BATTERED by wind and rain with only occasional glimpses of searing rays of sunshine, the coastline of the Hebridean islands is as popular as ever with artists.

There's no need to venture into the great outdoors to appreciate the west coast's ever-changing skyline, it features in some of the work on show in the winter exhibition at Glasgow Art Club.

There is no better example than Birth of the Blues by art club gallery convener Philip Raskin, which captures the mood, light and textures of the landscape.

"It's a mixture of impasto technique, using heavy paints to depict the foreshore and the waves, and a thinner technique to get the luminosity of the sky and the light," he explains. "I'm known for painting west coast seascapes and sell all over Britain."

To get inspiration, the Strathaven-based artist makes location visits, then works from his studio.

"Some are generic scenes but I do get lots of commissions and if I get a commission for a specific place I will work from a photograph, to get the physical topography and geography correct.

"Then I imbue it with my own interpretations.
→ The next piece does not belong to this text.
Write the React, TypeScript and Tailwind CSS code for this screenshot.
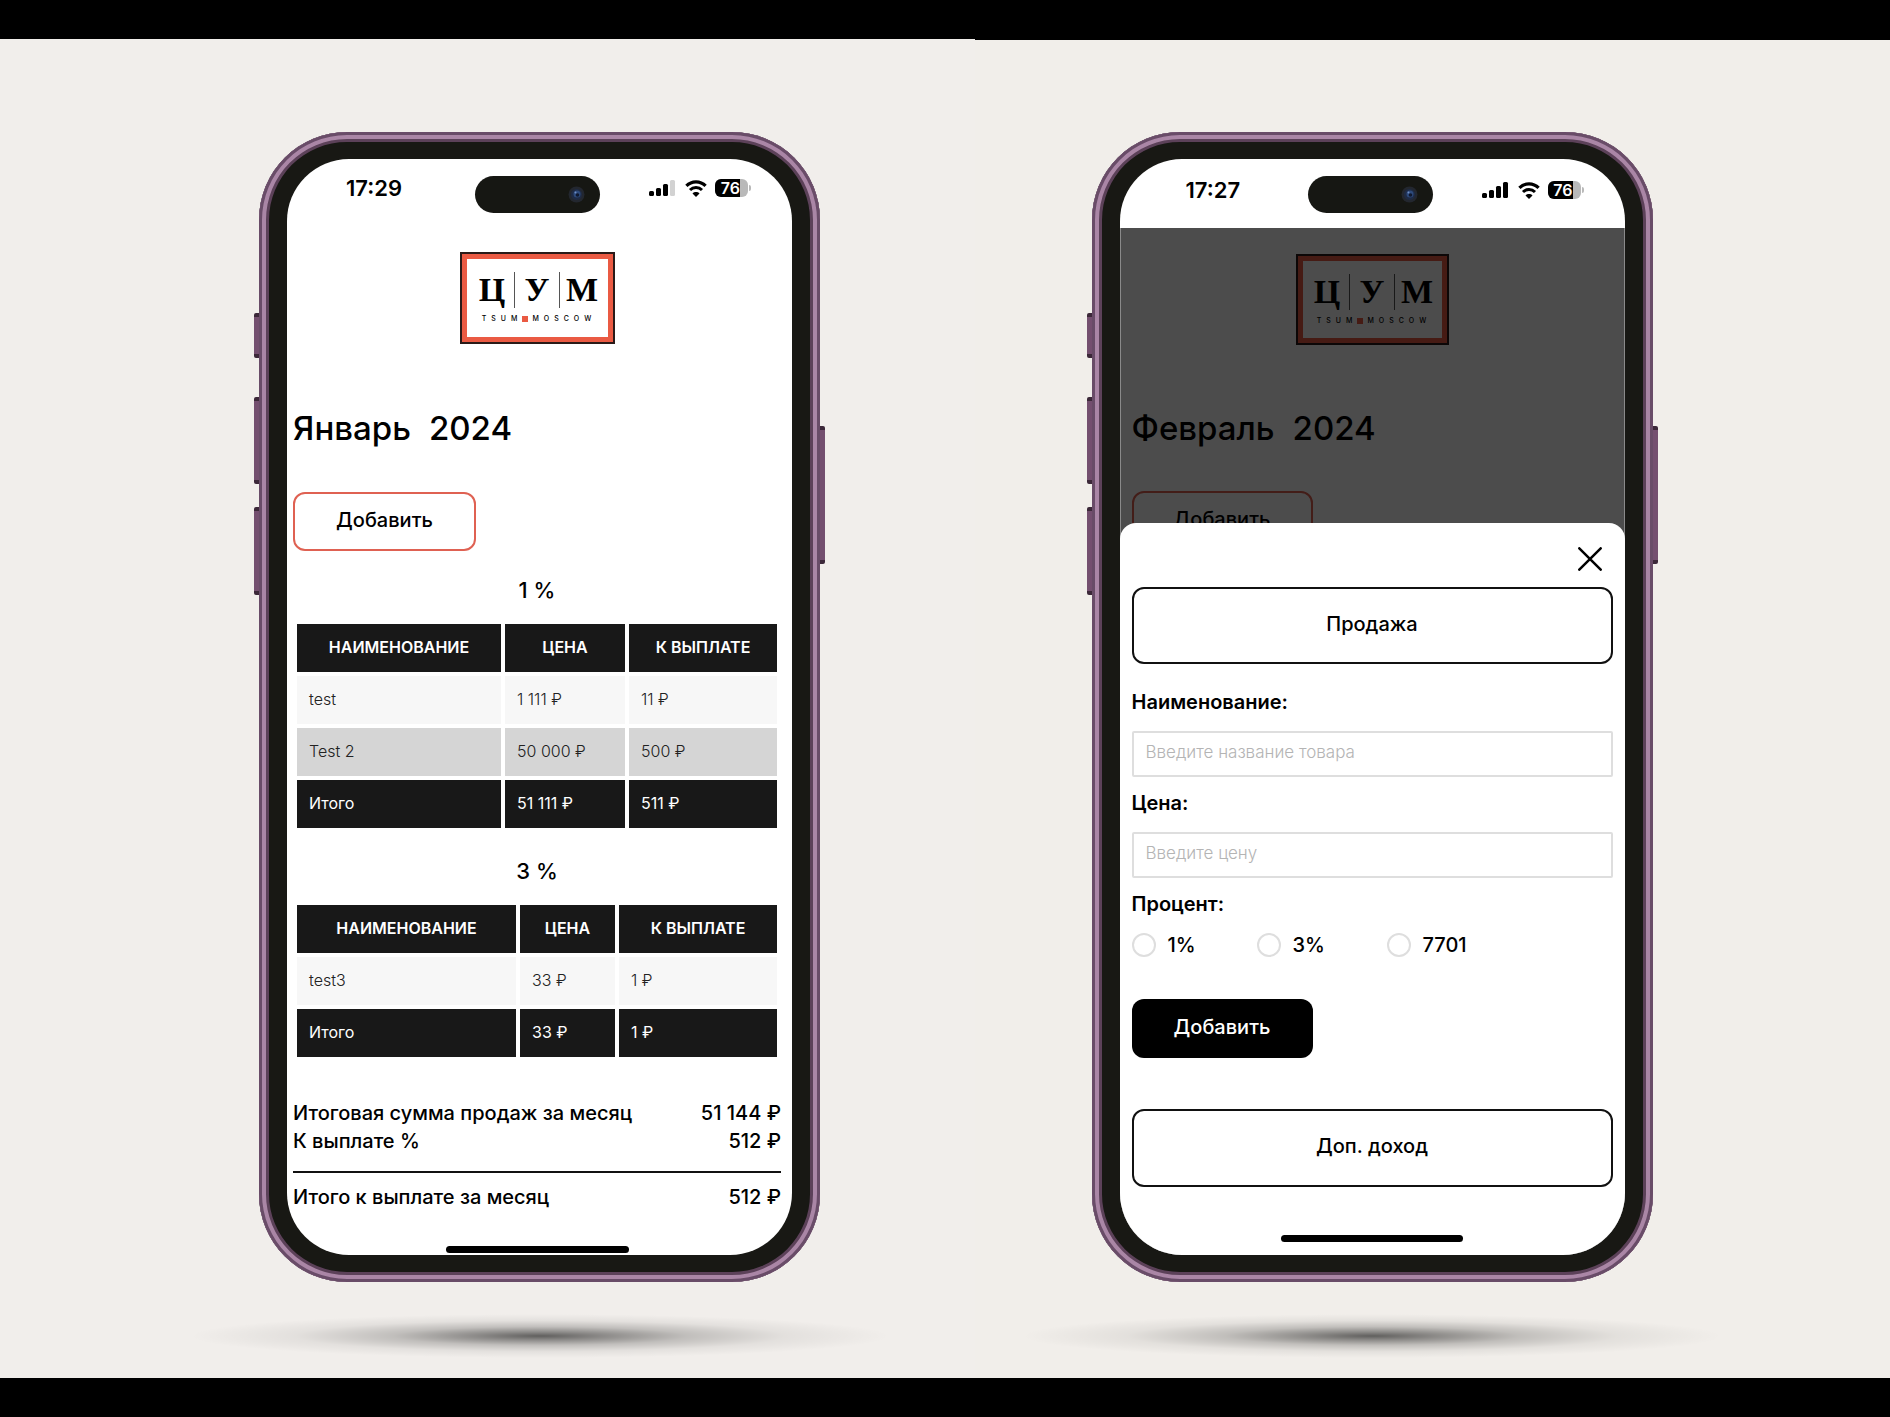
import type { ReactNode } from "react";

type Row = [string, string, string];

function StatusBar({ time, bars, className }: { time: string; bars: number; className: string }) {
  return (
    <div className={`flex h-[69px] shrink-0 items-start justify-between pr-[41px] ${className}`}>
      <span className="text-[22px] font-semibold leading-6">{time}</span>
      <div className="flex h-6 items-center gap-2">
        <svg width="28" height="18" viewBox="0 0 28 18" aria-hidden="true">
          <rect x="0" y="12" width="5" height="5" rx="1.5" fill="#000" />
          <rect x="7" y="9" width="5" height="8" rx="1.5" fill="#000" />
          <rect x="14" y="5" width="5" height="12" rx="1.5" fill="#000" />
          <rect x="21" y="1" width="5" height="16" rx="1.5" fill={bars > 3 ? "#000" : "#d2d2d2"} />
        </svg>
        <svg width="22" height="17" viewBox="0 0 22 17" fill="none" stroke="#000" aria-hidden="true">
          <path d="M1.4 5.9C6.7 0.4 15.3 0.4 20.6 5.9" strokeWidth="3.2" />
          <path d="M5 10C8.3 6.7 13.7 6.7 17 10" strokeWidth="3" />
          <path d="M11 17L7.5 13.4C9.4 11.5 12.6 11.5 14.5 13.4Z" fill="#000" stroke="none" />
        </svg>
        <div className="flex items-center gap-px">
          <div className="flex h-[18px] w-[33px] overflow-hidden rounded-[6px] bg-[#b9b9b9]">
            <span className="w-[25px] bg-black text-right text-base font-semibold leading-[18px] text-white">76</span>
          </div>
          <span className="h-[6px] w-[2px] rounded-r-full bg-[#b9b9b9]" />
        </div>
      </div>
    </div>
  );
}

function Logo({ className }: { className: string }) {
  return (
    <div className={`mx-auto border-2 border-[#2a1a18] bg-[#ea5a43] p-[5px] ${className}`}>
      <div className="flex h-full flex-col items-center bg-white pt-[13px]">
        <div className="flex items-center font-['Liberation_Serif',serif] text-[34px] font-bold leading-9">
          <span className="w-9 text-center">Ц</span>
          <span className="mx-1 h-9 w-px bg-[#555]" />
          <span className="w-9 text-center">У</span>
          <span className="mx-1 h-9 w-px bg-[#555]" />
          <span className="w-9 text-center">М</span>
        </div>
        <div className="mt-1.5 flex items-center text-[7px] font-medium leading-[10px]">
          <span className="tracking-[5px]">TSUM</span>
          <span className="mr-1 size-1.5 bg-[#ea5a43]" />
          <span className="-mr-1 tracking-[5px]">MOSCOW</span>
        </div>
      </div>
    </div>
  );
}

function Phone({ children }: { children: ReactNode }) {
  return (
    <div className="flex w-full flex-col items-center">
      <div className="relative flex min-h-[1150px] w-full max-w-[561px] flex-col rounded-[88px] bg-[#181814] px-7 py-[27px] shadow-[inset_0_0_0_3px_#694c68,inset_0_0_0_7px_#aa86a6,inset_0_0_0_10px_#5c4159]">
        <i className="absolute -left-[5px] top-[181px] h-[45px] w-[5px] rounded-l-xs border-y-4 border-[#3c2839] bg-[#744f6f]" />
        <i className="absolute -left-[5px] top-[265px] h-[87px] w-[5px] rounded-l-xs border-y-4 border-[#3c2839] bg-[#744f6f]" />
        <i className="absolute -left-[5px] top-[375px] h-[88px] w-[5px] rounded-l-xs border-y-4 border-[#3c2839] bg-[#744f6f]" />
        <i className="absolute -right-[5px] top-[294px] h-[138px] w-[5px] rounded-r-xs border-y-4 border-[#3c2839] bg-[#744f6f]" />
        <div className="relative flex flex-1 flex-col overflow-hidden rounded-[62px] bg-white">
          {children}
          <div className="absolute left-[188px] top-[17px] flex h-[37px] w-[125px] items-center justify-end rounded-full bg-[#161713] pr-[15px]">
            <svg width="17" height="17" viewBox="0 0 17 17" aria-hidden="true">
              <circle cx="8.5" cy="8.5" r="8" fill="#23272f" />
              <circle cx="8.5" cy="8.5" r="5.5" fill="#1f2b45" />
              <circle cx="9" cy="8" r="3.5" fill="#2d4a7c" />
              <circle cx="9.5" cy="9" r="1.8" fill="#111a30" />
              <circle cx="7.5" cy="6.5" r="1" fill="#6f8fc4" />
            </svg>
          </div>
        </div>
      </div>
      <div className="mt-8 h-11 w-full max-w-[700px] bg-[radial-gradient(closest-side,rgba(0,0,0,0.6)_0%,rgba(0,0,0,0.42)_18%,rgba(0,0,0,0.2)_42%,rgba(0,0,0,0.06)_70%,transparent_100%)]" />
    </div>
  );
}

function SalesTable({ title, rows, total, cols }: { title: string; rows: Row[]; total: Row; cols: [string, string] }) {
  return (
    <section className="mt-[25px]">
      <h2 className="text-center text-[22px] font-medium leading-7">{title}</h2>
      <table className="mt-4 w-full table-fixed border-separate border-spacing-1 text-base">
        <colgroup>
          <col className={cols[0]} />
          <col className={cols[1]} />
          <col />
        </colgroup>
        <thead>
          <tr className="h-12 text-white">
            <th className="bg-[#181818] pb-0.5 font-semibold">НАИМЕНОВАНИЕ</th>
            <th className="bg-[#181818] pb-0.5 font-semibold">ЦЕНА</th>
            <th className="bg-[#181818] pb-0.5 font-semibold">К ВЫПЛАТЕ</th>
          </tr>
        </thead>
        <tbody>
          {rows.map((row, i) => (
            <tr key={row[0]} className={`h-12 font-light text-[#222] ${i % 2 ? "bg-[#d5d5d5]" : "bg-[#f7f7f7]"}`}>
              {row.map((cell, j) => (
                <td key={j} className="px-3 pb-0.5">{cell}</td>
              ))}
            </tr>
          ))}
        </tbody>
        <tfoot>
          <tr className="h-12 bg-[#181818] text-white">
            {total.map((cell, j) => (
              <td key={j} className="px-3 pb-0.5">{cell}</td>
            ))}
          </tr>
        </tfoot>
      </table>
    </section>
  );
}

function MonthTitle({ month, className }: { month: string; className: string }) {
  return (
    <h1 className={`flex gap-[18px] text-[33px] font-medium leading-10 ${className}`}>
      <span>{month}</span>
      <span>2024</span>
    </h1>
  );
}

function SummaryLine({ label, value }: { label: string; value: string }) {
  return (
    <div className="flex justify-between">
      <dt>{label}</dt>
      <dd>{value}</dd>
    </div>
  );
}

function ReportScreen() {
  return (
    <>
      <StatusBar time="17:29" bars={3} className="pl-[59px] pt-[17px]" />
      <main className="flex flex-1 flex-col pb-0.5 pl-[6px] pr-[11px] pt-6">
        <Logo className="h-[92px] w-[155px]" />
        <MonthTitle month="Январь" className="mt-16" />
        <button type="button" className="mt-11 h-[59px] w-[183px] rounded-xl border-2 border-[#df6152] pb-1 text-xl font-medium">
          Добавить
        </button>
        <SalesTable
          title="1 %"
          cols={["w-[204px]", "w-[120px]"]}
          rows={[
            ["test", "1 111 ₽", "11 ₽"],
            ["Test 2", "50 000 ₽", "500 ₽"],
          ]}
          total={["Итого", "51 111 ₽", "511 ₽"]}
        />
        <SalesTable
          title="3 %"
          cols={["w-[219px]", "w-[95px]"]}
          rows={[["test3", "33 ₽", "1 ₽"]]}
          total={["Итого", "33 ₽", "1 ₽"]}
        />
        <dl className="mt-[38px] text-xl font-medium leading-7">
          <SummaryLine label="Итоговая сумма продаж за месяц" value="51 144 ₽" />
          <SummaryLine label="К выплате %" value="512 ₽" />
          <div className="mb-2.5 mt-4 h-0.5 bg-[#111]" />
          <SummaryLine label="Итого к выплате за месяц" value="512 ₽" />
        </dl>
        <div className="mx-auto mt-auto h-[7px] w-[183px] rounded-full bg-black" />
      </main>
    </>
  );
}

function Field({ id, label, placeholder, className }: { id: string; label: string; placeholder: string; className: string }) {
  return (
    <div className={className}>
      <label htmlFor={id} className="block text-xl font-semibold leading-7">
        {label}
      </label>
      <input
        id={id}
        type="text"
        placeholder={placeholder}
        className="mt-[15px] block h-[46px] w-full rounded-xs border-2 border-[#dedede] px-3 pb-1 text-[17px] font-light placeholder:text-[#b4b4b4]"
      />
    </div>
  );
}

function AddSaleScreen() {
  return (
    <>
      <StatusBar time="17:27" bars={4} className="pl-[66px] pt-[19px]" />
      <div className="grid flex-1">
        <main className="col-start-1 row-start-1 flex flex-col px-3 pt-[26px]">
          <Logo className="h-[91px] w-[153px]" />
          <MonthTitle month="Февраль" className="mt-[63px]" />
          <button type="button" className="mt-[43px] h-[59px] w-[181px] rounded-xl border-2 border-[#df6152] pb-1 text-xl font-medium">
            Добавить
          </button>
        </main>
        <div className="relative col-start-1 row-start-1 border-x border-[#8a8a8a] bg-black/70" />
        <form className="relative col-start-1 row-start-1 flex flex-col self-end rounded-t-2xl bg-white px-3 pb-[13px] pt-6" role="dialog" aria-label="Продажа">
          <button type="button" aria-label="Закрыть" className="mr-[11px] size-6 self-end">
            <svg width="24" height="24" viewBox="0 0 24 24" stroke="#000" strokeWidth="2.5" strokeLinecap="round" aria-hidden="true">
              <path d="M1.3 1.3L22.7 22.7M22.7 1.3L1.3 22.7" />
            </svg>
          </button>
          <button type="button" className="mt-4 h-[77px] rounded-xl border-2 border-[#111] pb-1 text-xl font-medium">
            Продажа
          </button>
          <Field id="name" label="Наименование:" placeholder="Введите название товара" className="mt-6" />
          <Field id="price" label="Цена:" placeholder="Введите цену" className="mt-3" />
          <fieldset className="mt-3">
            <legend className="text-xl font-semibold leading-7">Процент:</legend>
            <div className="mt-[13px] flex h-7 items-center text-xl font-medium">
              {[
                ["1%", "w-[125px]"],
                ["3%", "w-[130px]"],
                ["7701", "w-[130px]"],
              ].map(([text, width]) => (
                <label key={text} className={`flex items-center gap-3 ${width}`}>
                  <input type="radio" name="percent" className="size-6 appearance-none rounded-full border-2 border-[#dedede]" />
                  {text}
                </label>
              ))}
            </div>
          </fieldset>
          <button type="submit" className="mt-10 h-[59px] w-[181px] rounded-xl bg-black pb-1 text-xl font-medium text-white">
            Добавить
          </button>
          <button type="button" className="mt-[51px] h-[78px] rounded-xl border-2 border-[#111] pb-1 text-xl font-medium">
            Доп. доход
          </button>
          <div className="mx-auto mt-12 h-[7px] w-[182px] rounded-full bg-black" />
        </form>
      </div>
    </>
  );
}

export default function App() {
  return (
    <div className="grid min-h-screen grid-cols-[975fr_915fr] bg-black font-['Inter',sans-serif] text-black">
      <div className="my-[39px] bg-[#f1eeeb] pb-5 pl-[104px] pt-[93px]">
        <Phone>
          <ReportScreen />
        </Phone>
      </div>
      <div className="mb-[39px] mt-10 bg-[#f1eeea] pb-5 pr-[121px] pt-[92px]">
        <Phone>
          <AddSaleScreen />
        </Phone>
      </div>
    </div>
  );
}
"Otherwise my work is a bit of an amalgam, a distillation of memories. It's all about light, capturing the light: whether you realise it or not, what draws you towards the painting is always the light."

An annual showcase of work by its talented artist members, the show has gained a reputation as being one of the must-­see exhibitions of the winter calendar.

Art club president Robert Kelsey has also taken as his theme the startling Scottish coastline in A Deserted Beach on Harris. "I'm best known for this type of Hebridean seascape," he says. "The beaches on Harris are amazing. It's almost like the moon, it's so barren and wild but when you get to the beaches there are miles of glorious sand."

Robert has a family link with the Hebrides he can trace back to the turn of the last century when his grandparents moved from the north of England to take up teaching posts in Barra. His father and two uncles were born on the island before the family returned to the mainland in the early 1900s.

His other work on show is Hammersmith Nocturne, an example of the increasing number of paintings of London since he started selling work at Thompson's gallery in Marleybone.

A view of Hammersmith Bridge at twilight, it sensitively captures the changing colours as the day fades to night and lights twinkle on the bridge over the Thames.

"We stayed in Hammersmith Mall, right on the Thames, it's almost like a promenade that runs along the river," he says. "It's a beautiful part of the city. Hammersmith Bridge is an amazing cast iron structure with green and gold towers, it's wonderful."

FROM sketches and drawings made on location, Paisley-based Robert goes back to his studio to flesh out his pictures.

One of the younger members exhibiting in the winter show is Frank To, with paintings from his Dante's Divine Comedy show earlier this year that uses Glasgow as the backdrop to Hell to portray the Inferno, with each painting reflecting the character of a Glasgow Subway station.

There's a dark presence to Helter Skelter Watch Tower, based on the structure that adorns the winter festivities at George Square.

"That represents the tower after Dante and Virgil cross the river," he reveals. "I've taken something that's joyful and made it much deeper and a bit darker. I'm very much inspired by film noir. I'm known as a dark painter but I like to be quite subtle about things."

Other work on show features Glasgow trams in the contrasting styles of brothers Paul and Adam Kennedy, and offerings by Joe Hargan, Jane Gardiner, Pam Carter, Gerard Burns and Conrad McKenna, at 91 the longest-serving member of the art club.

Glasgow Art Club Winter Exhibition, 185 Bath Street, until January 11.